## start Provided data
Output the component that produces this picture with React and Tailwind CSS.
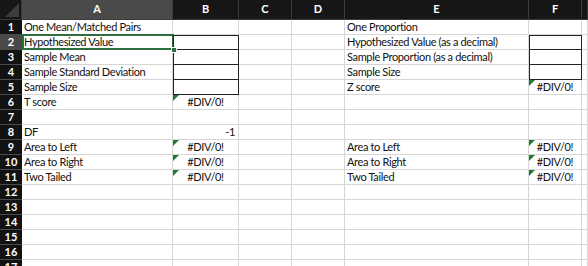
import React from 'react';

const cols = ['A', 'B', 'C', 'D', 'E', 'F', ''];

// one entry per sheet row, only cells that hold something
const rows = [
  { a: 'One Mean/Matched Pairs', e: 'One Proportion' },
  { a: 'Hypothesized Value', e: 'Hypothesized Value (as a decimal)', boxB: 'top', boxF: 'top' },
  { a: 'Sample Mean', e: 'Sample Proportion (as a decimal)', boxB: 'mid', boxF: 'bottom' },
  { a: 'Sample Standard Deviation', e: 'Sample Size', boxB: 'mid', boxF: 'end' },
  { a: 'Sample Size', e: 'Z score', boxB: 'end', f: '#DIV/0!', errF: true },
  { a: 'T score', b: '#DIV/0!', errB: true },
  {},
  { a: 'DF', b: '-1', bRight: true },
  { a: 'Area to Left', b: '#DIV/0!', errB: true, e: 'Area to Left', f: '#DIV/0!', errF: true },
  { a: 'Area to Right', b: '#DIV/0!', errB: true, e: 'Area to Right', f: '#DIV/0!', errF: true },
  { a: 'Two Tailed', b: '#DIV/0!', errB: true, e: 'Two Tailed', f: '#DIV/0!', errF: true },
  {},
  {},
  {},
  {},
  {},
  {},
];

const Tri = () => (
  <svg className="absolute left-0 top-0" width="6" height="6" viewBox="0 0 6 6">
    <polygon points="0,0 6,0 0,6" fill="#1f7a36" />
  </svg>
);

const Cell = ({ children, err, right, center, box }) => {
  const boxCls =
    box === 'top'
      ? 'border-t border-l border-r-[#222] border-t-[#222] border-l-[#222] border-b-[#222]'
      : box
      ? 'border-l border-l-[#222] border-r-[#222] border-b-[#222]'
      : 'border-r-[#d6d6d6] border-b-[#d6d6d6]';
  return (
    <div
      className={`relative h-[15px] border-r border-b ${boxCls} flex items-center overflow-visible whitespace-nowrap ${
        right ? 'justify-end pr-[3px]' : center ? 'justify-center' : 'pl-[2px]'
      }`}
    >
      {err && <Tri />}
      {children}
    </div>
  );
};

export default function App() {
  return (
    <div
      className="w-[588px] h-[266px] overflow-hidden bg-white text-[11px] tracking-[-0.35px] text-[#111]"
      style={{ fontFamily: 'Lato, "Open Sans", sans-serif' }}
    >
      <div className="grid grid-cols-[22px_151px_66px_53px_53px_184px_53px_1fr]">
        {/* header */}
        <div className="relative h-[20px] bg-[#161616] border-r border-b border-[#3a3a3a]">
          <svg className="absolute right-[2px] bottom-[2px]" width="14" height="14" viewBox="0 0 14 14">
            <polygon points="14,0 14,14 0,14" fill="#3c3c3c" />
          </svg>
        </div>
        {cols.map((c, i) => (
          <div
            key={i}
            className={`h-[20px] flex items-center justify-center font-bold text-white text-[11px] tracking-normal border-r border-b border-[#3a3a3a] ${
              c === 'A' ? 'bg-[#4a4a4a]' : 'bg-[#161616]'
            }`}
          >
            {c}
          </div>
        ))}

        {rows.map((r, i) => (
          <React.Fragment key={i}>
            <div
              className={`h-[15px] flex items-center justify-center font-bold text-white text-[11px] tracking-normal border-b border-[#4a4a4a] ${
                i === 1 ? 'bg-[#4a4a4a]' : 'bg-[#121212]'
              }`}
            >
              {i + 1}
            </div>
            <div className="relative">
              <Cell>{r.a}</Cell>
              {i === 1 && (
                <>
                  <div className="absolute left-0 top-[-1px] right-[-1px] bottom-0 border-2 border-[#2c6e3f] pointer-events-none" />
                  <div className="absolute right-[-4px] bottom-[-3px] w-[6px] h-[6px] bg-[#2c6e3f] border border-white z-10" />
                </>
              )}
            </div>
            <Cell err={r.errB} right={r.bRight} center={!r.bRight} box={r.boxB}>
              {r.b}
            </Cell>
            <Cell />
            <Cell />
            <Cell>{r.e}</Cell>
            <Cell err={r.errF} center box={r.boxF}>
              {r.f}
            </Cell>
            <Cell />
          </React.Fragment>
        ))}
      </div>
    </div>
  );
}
## end Provided data
● **What the exercise asks**: Take the listing and print it again exactly, but without any pictures.

● **Result below**:
Output the component that produces this picture with React and Tailwind CSS.
import React from 'react';

const cols = ['A', 'B', 'C', 'D', 'E', 'F', ''];

// one entry per sheet row, only cells that hold something
const rows = [
  { a: 'One Mean/Matched Pairs', e: 'One Proportion' },
  { a: 'Hypothesized Value', e: 'Hypothesized Value (as a decimal)', boxB: 'top', boxF: 'top' },
  { a: 'Sample Mean', e: 'Sample Proportion (as a decimal)', boxB: 'mid', boxF: 'bottom' },
  { a: 'Sample Standard Deviation', e: 'Sample Size', boxB: 'mid', boxF: 'end' },
  { a: 'Sample Size', e: 'Z score', boxB: 'end', f: '#DIV/0!', errF: true },
  { a: 'T score', b: '#DIV/0!', errB: true },
  {},
  { a: 'DF', b: '-1', bRight: true },
  { a: 'Area to Left', b: '#DIV/0!', errB: true, e: 'Area to Left', f: '#DIV/0!', errF: true },
  { a: 'Area to Right', b: '#DIV/0!', errB: true, e: 'Area to Right', f: '#DIV/0!', errF: true },
  { a: 'Two Tailed', b: '#DIV/0!', errB: true, e: 'Two Tailed', f: '#DIV/0!', errF: true },
  {},
  {},
  {},
  {},
  {},
  {},
];

const Tri = () => (
  <svg className="absolute left-0 top-0" width="6" height="6" viewBox="0 0 6 6">
    <polygon points="0,0 6,0 0,6" fill="#1f7a36" />
  </svg>
);

const Cell = ({ children, err, right, center, box }) => {
  const boxCls =
    box === 'top'
      ? 'border-t border-l border-r-[#222] border-t-[#222] border-l-[#222] border-b-[#222]'
      : box
      ? 'border-l border-l-[#222] border-r-[#222] border-b-[#222]'
      : 'border-r-[#d6d6d6] border-b-[#d6d6d6]';
  return (
    <div
      className={`relative h-[15px] border-r border-b ${boxCls} flex items-center overflow-visible whitespace-nowrap ${
        right ? 'justify-end pr-[3px]' : center ? 'justify-center' : 'pl-[2px]'
      }`}
    >
      {err && <Tri />}
      {children}
    </div>
  );
};

export default function App() {
  return (
    <div
      className="w-[588px] h-[266px] overflow-hidden bg-white text-[11px] tracking-[-0.35px] text-[#111]"
      style={{ fontFamily: 'Lato, "Open Sans", sans-serif' }}
    >
      <div className="grid grid-cols-[22px_151px_66px_53px_53px_184px_53px_1fr]">
        {/* header */}
        <div className="relative h-[20px] bg-[#161616] border-r border-b border-[#3a3a3a]">
          <svg className="absolute right-[2px] bottom-[2px]" width="14" height="14" viewBox="0 0 14 14">
            <polygon points="14,0 14,14 0,14" fill="#3c3c3c" />
          </svg>
        </div>
        {cols.map((c, i) => (
          <div
            key={i}
            className={`h-[20px] flex items-center justify-center font-bold text-white text-[11px] tracking-normal border-r border-b border-[#3a3a3a] ${
              c === 'A' ? 'bg-[#4a4a4a]' : 'bg-[#161616]'
            }`}
          >
            {c}
          </div>
        ))}

        {rows.map((r, i) => (
          <React.Fragment key={i}>
            <div
              className={`h-[15px] flex items-center justify-center font-bold text-white text-[11px] tracking-normal border-b border-[#4a4a4a] ${
                i === 1 ? 'bg-[#4a4a4a]' : 'bg-[#121212]'
              }`}
            >
              {i + 1}
            </div>
            <div className="relative">
              <Cell>{r.a}</Cell>
              {i === 1 && (
                <>
                  <div className="absolute left-0 top-[-1px] right-[-1px] bottom-0 border-2 border-[#2c6e3f] pointer-events-none" />
                  <div className="absolute right-[-4px] bottom-[-3px] w-[6px] h-[6px] bg-[#2c6e3f] border border-white z-10" />
                </>
              )}
            </div>
            <Cell err={r.errB} right={r.bRight} center={!r.bRight} box={r.boxB}>
              {r.b}
            </Cell>
            <Cell />
            <Cell />
            <Cell>{r.e}</Cell>
            <Cell err={r.errF} center box={r.boxF}>
              {r.f}
            </Cell>
            <Cell />
          </React.Fragment>
        ))}
      </div>
    </div>
  );
}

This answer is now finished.